Армии Людовой были ясны намерения Армии Краевой еще до начала восстания, хотя ее (а ведь она воинская формация!) и не поставили в известность, на когда назначено восстание. И все же Армия Людова немедленно вступила в бой и призвала своих сторонников подняться на борьбу. Пока идет война с оккупантами, - надо отложить сведение счетов с Армией Краевой.

Плечом к плечу с солдатами Армии Краевой стояли бойцы Армии Людовой вместе на подъеме и в победах, вместе в борьбе и в поражении.

ВНОВЬ НА ПЫЛАЮЩЕЙ. ЗЕМЛЕ

Евреи в варшавском восстании - это особая история, всплывшая на поверхность в те бурные дни. В атмосфере всеобщего энтузиазма радость евреев была иной, как иными были их страдания, опасности, нависшие над ними, их надежды. Двадцать тысяч евреев выпили до дна вместе со всеми жителями Варшавы чашу страданий, но они несли еще на себе бремя страданий, не известных польским жителям Варшавы: пять лет жизни вне закона, в укрытиях, в вечном страхе, когда люди боялись собственной тени.

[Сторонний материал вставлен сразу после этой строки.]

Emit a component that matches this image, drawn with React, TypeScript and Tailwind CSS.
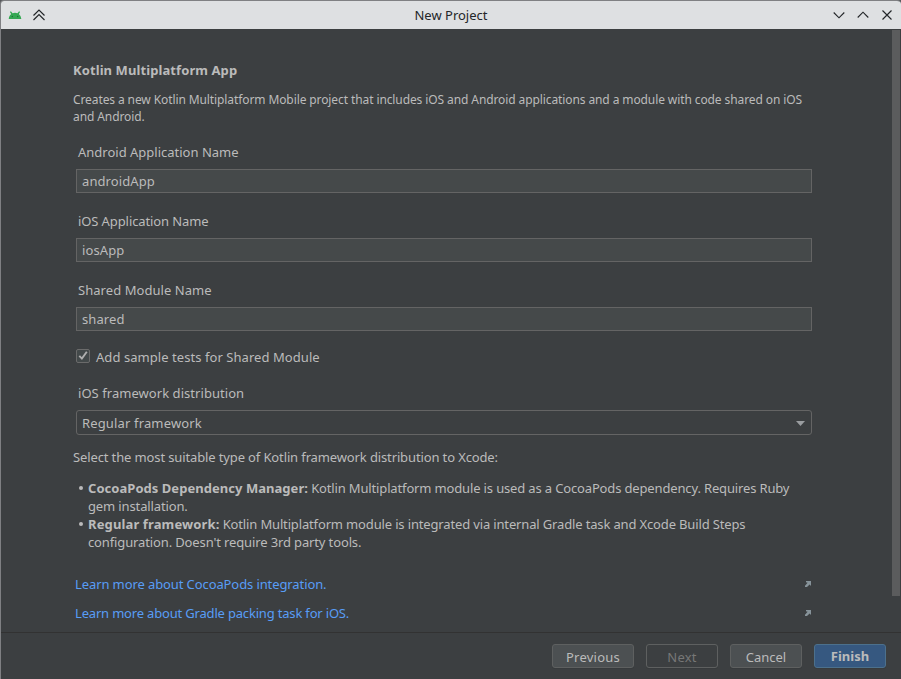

Не просто было еврею вновь почувствовать себя членом общества, равным среди равных. Да и поляки не сразу смогли переменить отношение к спасенным евреям,

Нас не всегда встречали дружескими взглядами, на которые мы надеялись: ведь у нас и у них был общий враг. Польские военные власти в освобожденных районах Варшавы тоже не торопились публично определить свое отношение к вопросу возвращения нам наших прав.

Евреи в дни восстания были охвачены внутренним душевным смятением: естественная для каждого человека радость освобождения от власти оккупантов переплеталась с горечью чудом уцелевшего еврея, сына уничтоженного народа.

Хотелось шагать по освобожденной земле навстречу власти, вышедшей из подполья, но какой-то внутренний голос приковывал нас к месту, приказывая не высовывать носа на улицу и даже не бежать в убежище во время бомбежки: а вдруг все еще вернется на "круги своя" и преждевременное раскрытие нашего убежища лишь повредит нам.

Сердце жаждало радости, участия в душевном подъеме тех дней. Хотелось стать частью этой восторженной массы, которая после пятилетней спячки вновь открыла глаза, подняла голову.

Но уцелевшие евреи разучились радоваться и смеяться, более того - они отвыкли уже свободно смотреть в глаза другого человека.